If you are in the middle of a recipe and don't want to read a manifesto on the history of measurement, here is the fast path.

  • For Water, Milk, Cream: 8 oz = 1 cup.
  • For Butter: 8 oz = 2 sticks = 1 cup.
  • For Flour: 8 oz is about 1.8 to 2 cups (but please use a scale).
  • For Sugar: 8 oz is about 1.1 cups.
  • For Chocolate Chips: 6 oz is usually 1 cup.

The most important takeaway is that "ounces" is a double-agent. It's a spy working for both weight and volume. Always check the packaging. If the label says "Net Wt," it’s weight. If it says "FL OZ," it’s volume.

Actionable Next Steps

Stop guessing. If you want your cooking to improve overnight, do these two things.

First, buy a digital kitchen scale. You can get a decent one for twenty bucks. It eliminates the need for the oz to cups headache entirely. You’ll start seeing recipes in a new light, focusing on ratios rather than "scoops."

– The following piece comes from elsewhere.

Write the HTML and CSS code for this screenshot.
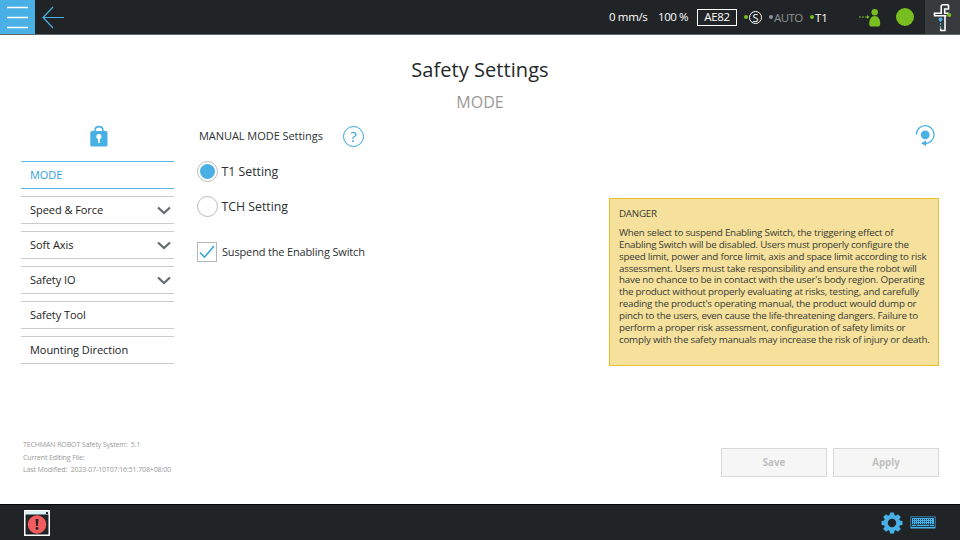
FILE: index.html
```html
<!DOCTYPE html>
<html lang="en">
<head>
<meta charset="utf-8">
<title>Safety Settings</title>
<link rel="stylesheet" href="styles.css">
</head>
<body>
<div class="app">
  <header class="topbar">
    <button class="menu-btn" aria-label="Menu">
      <svg width="35" height="34" viewBox="0 0 35 34"><path d="M7 7.500h21M7 17.500h21M7 27.500h21" stroke="#fff" stroke-width="1.600"/></svg>
    </button>
    <svg class="back" width="24" height="34" viewBox="0 0 24 34" fill="none" stroke="#48b0e5" stroke-width="1.200"><path d="M2 17.500h21M12 7L2 17.500 12 28"/></svg>
    <span class="speed">0 mm/s</span>
    <span class="percent">100 %</span>
    <span class="checksum">AE82</span>
    <span class="dot"></span>
    <span class="s-badge">S</span>
    <span class="dot dot-off"></span>
    <span class="auto">AUTO</span>
    <span class="dot"></span>
    <span class="t1">T1</span>
    <svg class="person" width="24" height="34" viewBox="0 0 24 34"><path d="M1 17h9" stroke="#78be20" stroke-dasharray="2 1"/><path d="M9 15l2.500 2-2.500 2z" fill="#78be20"/><circle cx="16.700" cy="12.200" r="3.200" fill="#78be20"/><path d="M11.200 24c0-5 2-8 5.500-8s5.500 3 5.500 8c0 1.700-1 2.600-2.700 2.600h-5.600c-1.700 0-2.700-.9-2.700-2.600z" fill="#78be20"/></svg>
    <span class="status"></span>
    <div class="robot">
      <svg width="35" height="34" viewBox="0 0 35 34" fill="none"><path d="M23.500 4.800h-5.500q-1.800 0-1.800 1.800v6.700H9.500v2.400h12M23.500 4.800v4.200h-3.800v4.300h4M20 15.700v14.800h-4.300v-2" stroke="#fff" stroke-width="1.600"/><path d="M15.500 20v8" stroke="#48b0e5" stroke-width="1.200" stroke-dasharray="2 1"/><circle cx="15.500" cy="19.300" r="1.900" fill="#48b0e5"/><circle cx="24.200" cy="15" r="2.100" fill="#78be20"/></svg>
    </div>
  </header>

  <main class="page">
    <h1 class="title">Safety Settings</h1>
    <h2 class="subtitle">MODE</h2>
    <div class="columns">
      <aside class="sidebar">
        <svg class="lock" width="18" height="22" viewBox="0 0 18 22"><path d="M5 8V5.500C5 3 6.500 1.600 9 1.600S13 3 13 5.500V8" fill="none" stroke="#48b0e5" stroke-width="1.600"/><rect x=".3" y="6" width="17.200" height="15.500" rx="1.500" fill="#48b0e5"/><circle cx="8.900" cy="11.500" r="2.600" fill="#fff"/><path d="M8.900 12v6" stroke="#fff" stroke-width="1.800"/></svg>
        <nav class="nav">
          <a class="item active"><span>MODE</span></a>
          <a class="item"><span>Speed &amp; Force</span><svg class="chev" width="14" height="9" viewBox="0 0 14 9"><path d="M1 1.500l6 5.500 6-5.500"/></svg></a>
          <a class="item"><span>Soft Axis</span><svg class="chev" width="14" height="9" viewBox="0 0 14 9"><path d="M1 1.500l6 5.500 6-5.500"/></svg></a>
          <a class="item"><span>Safety IO</span><svg class="chev" width="14" height="9" viewBox="0 0 14 9"><path d="M1 1.500l6 5.500 6-5.500"/></svg></a>
          <a class="item"><span>Safety Tool</span></a>
          <a class="item"><span>Mounting Direction</span></a>
        </nav>
        <div class="info">
          <p>TECHMAN ROBOT Safety System:&nbsp; 5.1</p>
          <p>Current Editing File:</p>
          <p>Last Modified:&nbsp; 2023-07-10T07:16:51.708+08:00</p>
        </div>
      </aside>

      <section class="settings">
        <div class="heading"><span class="heading-text">MANUAL MODE Settings</span>
          <span class="help">?</span>
        </div>
        <div class="option"><span class="radio on"></span><span>T1 Setting</span></div>
        <div class="option"><span class="radio"></span><span>TCH Setting</span></div>
        <div class="option check-row"><span class="check"><svg width="18" height="18" viewBox="0 0 18 18" fill="none" stroke="#2fa3df" stroke-width="1.500"><path d="M2 9.500l4.500 4.700L16 3"/></svg></span><span>Suspend the Enabling Switch</span></div>
      </section>

      <section class="right">
        <svg class="reload" width="22" height="24" viewBox="0 0 22 24"><path d="M1.300 10.500A8.900 8.900 0 1 1 10 19.500" fill="none" stroke="#48b0e5" stroke-width="1.300"/><path d="M6 19.200l5-2.700v5.400z" fill="#48b0e5"/><circle cx="10.200" cy="10.800" r="4.400" fill="#48b0e5"/></svg>
        <div class="danger">
          <h3>DANGER</h3>
          <p>When select to suspend Enabling Switch, the triggering effect of<br>Enabling Switch will be disabled. Users must properly configure the<br>speed limit, power and force limit, axis and space limit according to risk<br>assessment. Users must take responsibility and ensure the robot will<br>have no chance to be in contact with the user's body region. Operating<br>the product without properly evaluating at risks, testing, and carefully<br>reading the product's operating manual, the product would dump or<br>pinch to the users, even cause the life-threatening dangers. Failure to<br>perform a proper risk assessment, configuration of safety limits or<br>comply with the safety manuals may increase the risk of injury or death.</p>
        </div>
        <div class="actions"><button class="btn">Save</button><button class="btn">Apply</button></div>
      </section>
    </div>
  </main>

  <footer class="bottombar">
    <svg class="alert" width="26" height="26" viewBox="0 0 26 26"><rect x=".75" y=".75" width="24.500" height="24.500" fill="#202426" stroke="#fff" stroke-width="1.500"/><path d="M1 1h24v3.500H1z" fill="#dceef6"/><path d="M22 2h2v2h-2z" fill="#202426"/><circle cx="13" cy="14.500" r="9.300" fill="#f25c5f"/><path d="M11.500 9h3l-.7 7h-1.600z" fill="#202426"/><circle cx="13" cy="18.500" r="1.400" fill="#202426"/></svg>
    <svg class="gear" width="22" height="22" viewBox="-11 -11 22 22"><g fill="#48b0e5"><path d="M-2-10.500h4l.7 4h-5.400z" id="t"/><use href="#t" transform="rotate(45)"/><use href="#t" transform="rotate(90)"/><use href="#t" transform="rotate(135)"/><use href="#t" transform="rotate(180)"/><use href="#t" transform="rotate(225)"/><use href="#t" transform="rotate(270)"/><use href="#t" transform="rotate(315)"/></g><circle r="6.200" fill="none" stroke="#48b0e5" stroke-width="4"/></svg>
    <svg class="keyboard" width="26" height="13" viewBox="0 0 26 13"><rect x=".5" y=".5" width="25" height="12" fill="#48b0e5"/><path d="M1.500 1.500h23v9h-23z" fill="none" stroke="#1b3b4c"/><path d="M3 3.500h20M3 5.500h20M3 7.500h20" stroke="#1b3b4c" stroke-dasharray="1 1"/><path d="M2 8.500h22M6.500 8v3M19.500 8v3" stroke="#1b3b4c" stroke-width=".8"/></svg>
  </footer>
</div>
</body>
</html>
```
FILE: styles.css
```css
* { box-sizing: border-box; }
body { margin: 0; font-family: "Open Sans", "Noto Sans", sans-serif; color: #2b2f31; }
.app { width: 960px; height: 540px; display: flex; flex-direction: column; background: #fff; overflow: hidden; white-space: nowrap; }
h1, h2, h3, p { margin: 0; font-weight: 400; }
svg { display: block; flex: none; }
button { padding: 0; font-family: inherit; }

.topbar { height: 35px; flex: none; display: flex; align-items: center; background: #202426; border-bottom: 1px solid #66696b; color: #fff; font-size: 11.5px; }
.topbar span { flex: none; }
.menu-btn { width: 35px; height: 34px; border: 0; background: #48b0e5; }
.back { margin-left: 6px; }
.speed { margin-left: 544px; width: 49px; padding-bottom: 2px; letter-spacing: -.35px; }
.percent { width: 39px; padding-bottom: 2px; letter-spacing: -.4px; }
.checksum { width: 40px; height: 17px; border: 1px solid #fff; text-align: center; line-height: 14px; letter-spacing: -.3px; }
.dot { width: 4px; height: 4px; border-radius: 50%; background: #78be20; margin-left: 7px; }
.dot-off { background: #909395; }
.s-badge { width: 13px; height: 13px; border: 1px solid #fff; border-radius: 50%; line-height: 11px; text-align: center; font-size: 11px; margin-left: 1px; }
.auto { width: 29px; margin-left: 1px; padding-top: 1px; color: #909395; letter-spacing: -.55px; }
.t1 { width: 16px; margin-left: 1px; padding-top: 1px; }
.person { margin-left: 27px; }
.status { width: 18px; height: 18px; border-radius: 50%; background: #78be20; margin-left: 14px; }
.robot { width: 35px; height: 34px; margin-left: auto; background: #373b3e; }

.page { flex: 1; padding: 19px 21px 0; display: flex; flex-direction: column; }
.title { height: 33px; line-height: 32px; font-size: 20px; text-align: center; color: #24282a; letter-spacing: .05px; }
.subtitle { height: 31px; line-height: 31px; font-size: 16px; text-align: center; color: #999; }
.columns { flex: 1; display: grid; grid-template-columns: 153px 1fr 330px; }

.sidebar { padding-top: 7px; }
.lock { margin-left: 69px; }
.nav { margin-top: 14px; display: flex; flex-direction: column; gap: 7.1px; }
.item { height: 28px; padding: 0 3px 0 9px; display: flex; align-items: center; justify-content: space-between; border-top: 1px solid #c9cbcc; border-bottom: 1px solid #c9cbcc; font-size: 11px; letter-spacing: -.05px; color: #222; }
.item span { padding-bottom: 1px; }
.active { border-color: #5db9e7; color: #2fa3df; }
.chev { fill: none; stroke: #626b6e; stroke-width: 2.2; }
.info { margin: 74.5px 0 0 2px; font-size: 7px; line-height: 12.7px; color: #999; letter-spacing: -.12px; }

.settings { padding: 6px 0 0 23px; }
.heading { height: 24px; display: flex; align-items: center; font-size: 11px; }
.heading-text { width: 144px; margin-left: 2px; padding-bottom: 2px; letter-spacing: -.05px; }
.help { width: 21px; height: 21px; border: 1.5px solid #2fa3df; border-radius: 50%; color: #2fa3df; font-size: 15px; line-height: 18px; text-align: center; }
.option { height: 21px; margin-top: 14px; display: flex; align-items: center; gap: 3.5px; font-size: 12.3px; }
.heading + .option { margin-top: 13px; }
.radio { width: 21px; height: 21px; border: 1px solid #bbb; border-radius: 50%; display: grid; place-items: center; }
.on::after { content: ""; width: 15px; height: 15px; border-radius: 50%; background: #48b0e5; }
.check-row { margin-top: 24px; font-size: 11px; gap: 5px; letter-spacing: -.16px; }
.check { width: 20px; height: 20px; border: 1px solid #b4b6b8; }

.right { display: flex; flex-direction: column; padding-top: 6px; }
.reload { margin-left: 306px; }
.danger { width: 330px; height: 168px; margin-top: 50px; padding: 7px 9px; border: 1px solid #e9c12c; background: #f6e19c; font-size: 9.8px; line-height: 11.85px; letter-spacing: -.235px; color: #363a35; }
.danger h3 { font-size: 9.8px; line-height: 15px; }
.danger p { margin-top: 6px; }
.actions { display: flex; justify-content: flex-end; gap: 6px; margin-top: 82px; }
.btn { width: 106px; height: 29px; border: 1px solid #d8d8d8; background: #f6f6f6; color: #c0c0c0; font-size: 9.7px; font-weight: 700; }

.bottombar { height: 36px; flex: none; display: flex; align-items: center; background: #202426; border-top: 1px solid #050606; }
.alert { margin-left: 24px; }
.gear { margin-left: 831px; }
.keyboard { margin-left: 7px; }
```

Second, check your measuring cups. Fill your 1-cup liquid measure with water and pour it into your dry measuring cup. Do they actually match? You might be surprised to find that cheap plastic sets are often inaccurate by as much as 10%.

If you must convert, always err on the side of caution with dry ingredients. Start with less flour than you think you need. You can always add more, but you can't take it back once the gluten starts developing.